From the listing that follows, output everything exactly except the pictures.
________________________
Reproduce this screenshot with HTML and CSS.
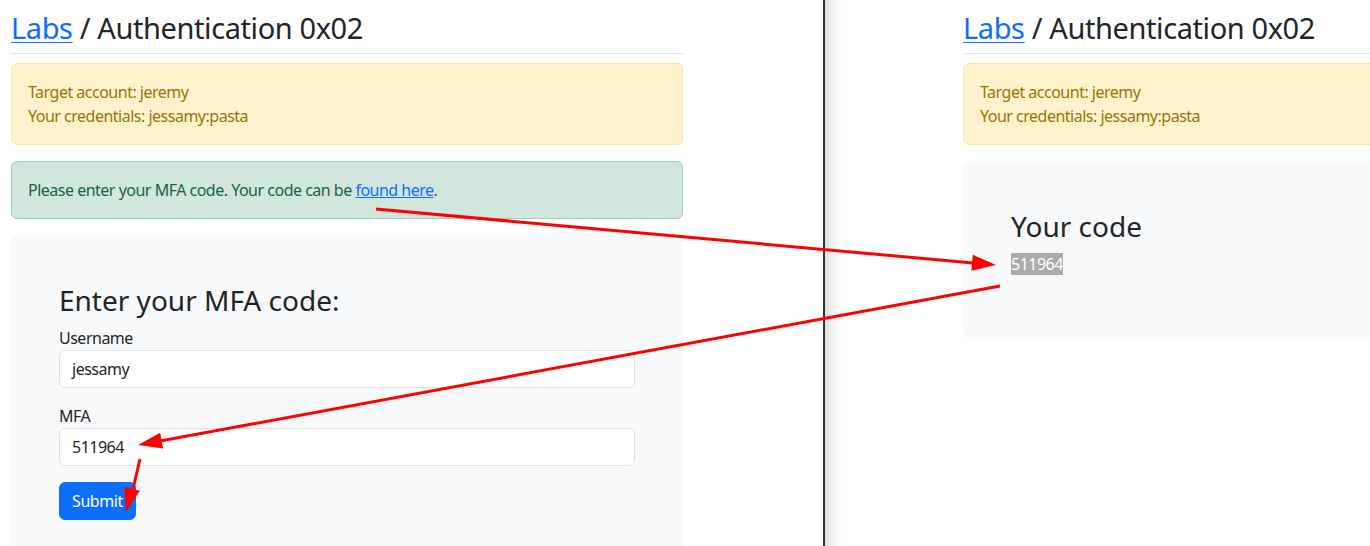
FILE: index.html
```html
<!DOCTYPE html>
<html lang="en">
<head>
<meta charset="utf-8">
<title>Labs / Authentication 0x02</title>
<link rel="stylesheet" href="styles.css">
</head>
<body>
<div class="screen">
  <section class="pane pane-left">
    <div class="page">
      <h2 class="title"><a href="#">Labs</a> / Authentication 0x02</h2>
      <div class="alert alert-warning">
        <div>Target account: jeremy</div>
        <div>Your credentials: jessamy:pasta</div>
      </div>
      <div class="alert alert-success">Please enter your MFA code. Your code can be <a href="#">found here</a>.</div>
      <div class="card card-tall">
        <h3 class="card-title">Enter your MFA code:</h3>
        <div class="field">
          <label class="label">Username</label>
          <div class="input">jessamy</div>
        </div>
        <div class="field">
          <label class="label">MFA</label>
          <div class="input">511964</div>
        </div>
        <button class="btn">Submit</button>
      </div>
    </div>
  </section>
  <div class="divider"></div>
  <section class="pane pane-right">
    <div class="page">
      <h2 class="title"><a href="#">Labs</a> / Authentication 0x02</h2>
      <div class="alert alert-warning">
        <div>Target account: jeremy</div>
        <div>Your credentials: jessamy:pasta</div>
      </div>
      <div class="card card-short">
        <h3 class="card-title">Your code</h3>
        <p class="code"><span class="selected">511964</span></p>
      </div>
    </div>
  </section>
</div>
<svg class="arrows" width="1370" height="546" viewBox="0 0 1370 546">
  <g stroke="#ff0000" stroke-width="3" fill="none" stroke-linecap="butt">
    <line x1="376" y1="209" x2="973" y2="263"/>
    <line x1="1000" y1="286" x2="160" y2="441"/>
    <line x1="140" y1="459" x2="133" y2="489"/>
  </g>
  <g fill="#ff0000">
    <polygon points="996,265 972.8,254.8 971.4,270.8"/>
    <polygon points="138,445 160.2,432.8 163.1,448.5"/>
    <polygon points="126,512 124.4,486.8 139.8,490.8"/>
  </g>
</svg>
</body>
</html>
```
FILE: styles.css
```css
* { box-sizing: border-box; }
html, body { margin: 0; padding: 0; }
body {
  font-family: "Noto Sans", "Open Sans", sans-serif;
  font-size: 16px;
  line-height: 24px;
  letter-spacing: -0.5px;
  color: #212529;
  background: #fff;
  width: 1370px;
  height: 546px;
  overflow: hidden;
  position: relative;
}
.screen {
  display: flex;
  height: 546px;
}
.pane {
  overflow: hidden;
  height: 546px;
}
.pane-left {
  width: 823px;
  flex: none;
  padding-left: 11px;
  background: #fff;
}
.divider {
  width: 2px;
  flex: none;
  background: #353535;
}
.pane-right {
  flex: 1;
  padding-left: 138px;
  background: linear-gradient(to right, #dcdcdc 0, #f4f4f4 8px, #fff 18px);
}
.page {
  width: 672px;
  padding-top: 10px;
}
.title {
  margin: 0 0 9px;
  font-size: 29px;
  line-height: 35px;
  font-weight: 400;
  letter-spacing: -0.4px;
  padding-bottom: 8px;
  border-bottom: 1px solid #dee2e6;
}
.title a { color: #0d6efd; text-decoration: underline; text-underline-offset: 3px; text-decoration-thickness: 1px; }
.alert {
  border: 1px solid transparent;
  border-radius: 6px;
  padding: 16px;
  margin-bottom: 16px;
}
.alert-warning {
  background: #fff3cd;
  border-color: #ffe69c;
  color: #997404;
}
.alert-success {
  background: #d1e7dd;
  border-color: #a3cfbb;
  color: #1c6343;
}
.alert-success a { color: #0d6efd; text-decoration: underline; }
.card {
  background: #f8f9fa;
  border-radius: 8px;
  padding: 49px 48px 47px;
}
.card-tall { min-height: 340px; }
.card-title {
  margin: 0 0 8px;
  font-size: 28px;
  line-height: 33.6px;
  font-weight: 400;
  letter-spacing: 0;
}
.field { margin-bottom: 16px; }
.label {
  display: block;
}
.input {
  height: 38px;
  background: #fff;
  border: 1px solid #dee2e6;
  border-radius: 6px;
  padding: 6px 12px;
}
.btn {
  font: inherit;
  letter-spacing: -0.4px;
  background: #0d6efd;
  color: #fff;
  border: 1px solid #0d6efd;
  border-radius: 6px;
  padding: 6px 12px;
  line-height: 24px;
}
.code { margin: 0 0 16px; }
.selected {
  background: #ababab;
  color: #fff;
}
.arrows {
  position: absolute;
  left: 0;
  top: 0;
  pointer-events: none;
}
```
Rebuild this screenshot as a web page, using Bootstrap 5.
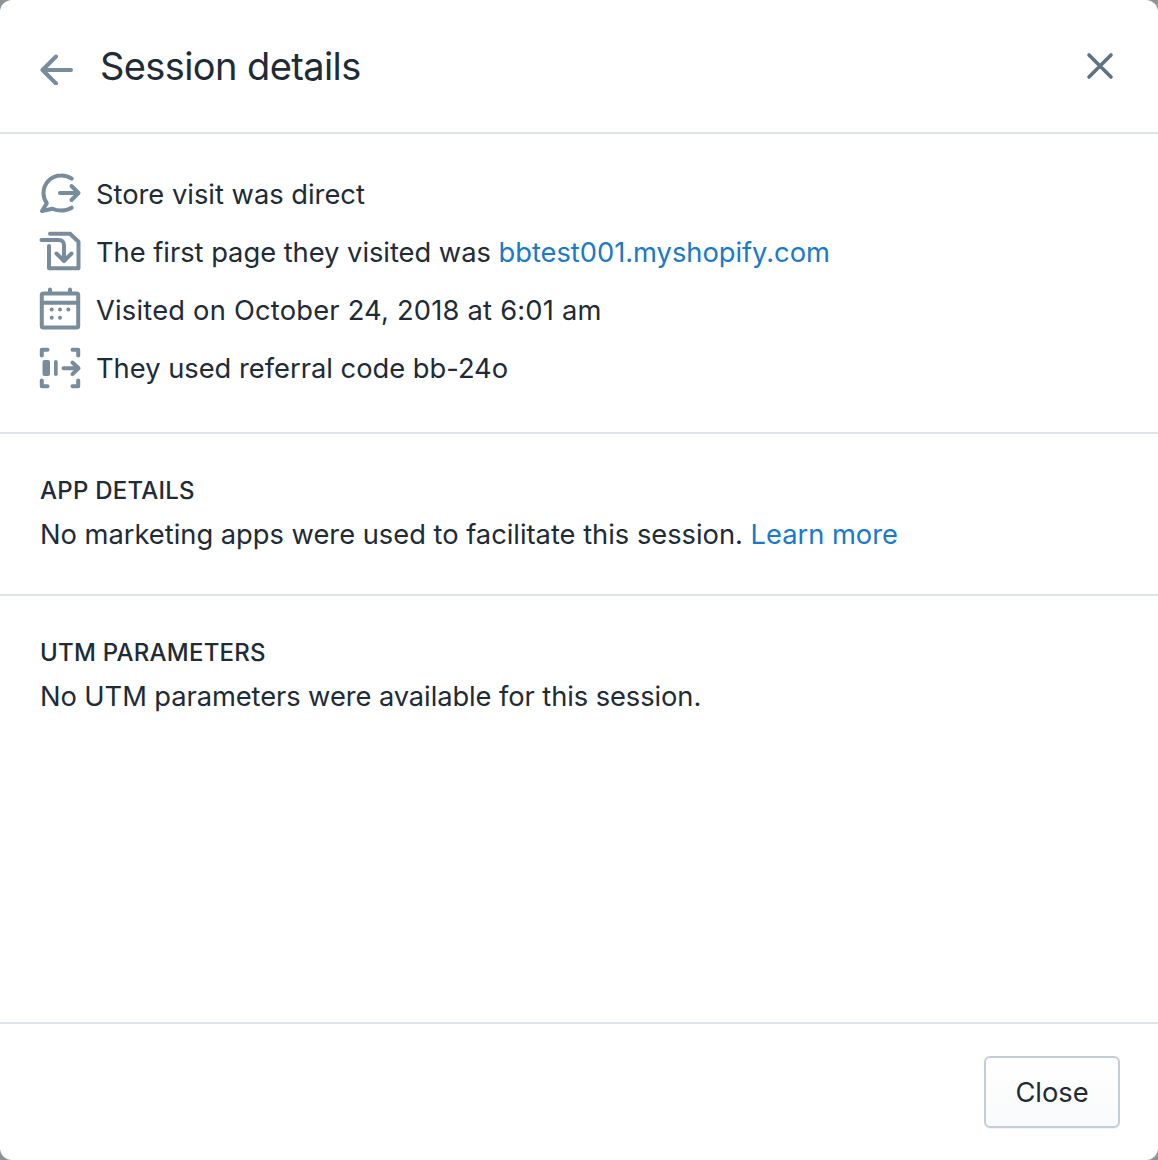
________________________
▶ [Result of this exercise]:
Reproduce this screenshot with HTML and CSS.
FILE: index.html
```html
<!DOCTYPE html>
<html lang="en">
<head>
<meta charset="utf-8">
<title>Labs / Authentication 0x02</title>
<link rel="stylesheet" href="styles.css">
</head>
<body>
<div class="screen">
  <section class="pane pane-left">
    <div class="page">
      <h2 class="title"><a href="#">Labs</a> / Authentication 0x02</h2>
      <div class="alert alert-warning">
        <div>Target account: jeremy</div>
        <div>Your credentials: jessamy:pasta</div>
      </div>
      <div class="alert alert-success">Please enter your MFA code. Your code can be <a href="#">found here</a>.</div>
      <div class="card card-tall">
        <h3 class="card-title">Enter your MFA code:</h3>
        <div class="field">
          <label class="label">Username</label>
          <div class="input">jessamy</div>
        </div>
        <div class="field">
          <label class="label">MFA</label>
          <div class="input">511964</div>
        </div>
        <button class="btn">Submit</button>
      </div>
    </div>
  </section>
  <div class="divider"></div>
  <section class="pane pane-right">
    <div class="page">
      <h2 class="title"><a href="#">Labs</a> / Authentication 0x02</h2>
      <div class="alert alert-warning">
        <div>Target account: jeremy</div>
        <div>Your credentials: jessamy:pasta</div>
      </div>
      <div class="card card-short">
        <h3 class="card-title">Your code</h3>
        <p class="code"><span class="selected">511964</span></p>
      </div>
    </div>
  </section>
</div>
<svg class="arrows" width="1370" height="546" viewBox="0 0 1370 546">
  <g stroke="#ff0000" stroke-width="3" fill="none" stroke-linecap="butt">
    <line x1="376" y1="209" x2="973" y2="263"/>
    <line x1="1000" y1="286" x2="160" y2="441"/>
    <line x1="140" y1="459" x2="133" y2="489"/>
  </g>
  <g fill="#ff0000">
    <polygon points="996,265 972.8,254.8 971.4,270.8"/>
    <polygon points="138,445 160.2,432.8 163.1,448.5"/>
    <polygon points="126,512 124.4,486.8 139.8,490.8"/>
  </g>
</svg>
</body>
</html>
```
FILE: styles.css
```css
* { box-sizing: border-box; }
html, body { margin: 0; padding: 0; }
body {
  font-family: "Noto Sans", "Open Sans", sans-serif;
  font-size: 16px;
  line-height: 24px;
  letter-spacing: -0.5px;
  color: #212529;
  background: #fff;
  width: 1370px;
  height: 546px;
  overflow: hidden;
  position: relative;
}
.screen {
  display: flex;
  height: 546px;
}
.pane {
  overflow: hidden;
  height: 546px;
}
.pane-left {
  width: 823px;
  flex: none;
  padding-left: 11px;
  background: #fff;
}
.divider {
  width: 2px;
  flex: none;
  background: #353535;
}
.pane-right {
  flex: 1;
  padding-left: 138px;
  background: linear-gradient(to right, #dcdcdc 0, #f4f4f4 8px, #fff 18px);
}
.page {
  width: 672px;
  padding-top: 10px;
}
.title {
  margin: 0 0 9px;
  font-size: 29px;
  line-height: 35px;
  font-weight: 400;
  letter-spacing: -0.4px;
  padding-bottom: 8px;
  border-bottom: 1px solid #dee2e6;
}
.title a { color: #0d6efd; text-decoration: underline; text-underline-offset: 3px; text-decoration-thickness: 1px; }
.alert {
  border: 1px solid transparent;
  border-radius: 6px;
  padding: 16px;
  margin-bottom: 16px;
}
.alert-warning {
  background: #fff3cd;
  border-color: #ffe69c;
  color: #997404;
}
.alert-success {
  background: #d1e7dd;
  border-color: #a3cfbb;
  color: #1c6343;
}
.alert-success a { color: #0d6efd; text-decoration: underline; }
.card {
  background: #f8f9fa;
  border-radius: 8px;
  padding: 49px 48px 47px;
}
.card-tall { min-height: 340px; }
.card-title {
  margin: 0 0 8px;
  font-size: 28px;
  line-height: 33.6px;
  font-weight: 400;
  letter-spacing: 0;
}
.field { margin-bottom: 16px; }
.label {
  display: block;
}
.input {
  height: 38px;
  background: #fff;
  border: 1px solid #dee2e6;
  border-radius: 6px;
  padding: 6px 12px;
}
.btn {
  font: inherit;
  letter-spacing: -0.4px;
  background: #0d6efd;
  color: #fff;
  border: 1px solid #0d6efd;
  border-radius: 6px;
  padding: 6px 12px;
  line-height: 24px;
}
.code { margin: 0 0 16px; }
.selected {
  background: #ababab;
  color: #fff;
}
.arrows {
  position: absolute;
  left: 0;
  top: 0;
  pointer-events: none;
}
```
Rebuild this screenshot as a web page, using Bootstrap 5.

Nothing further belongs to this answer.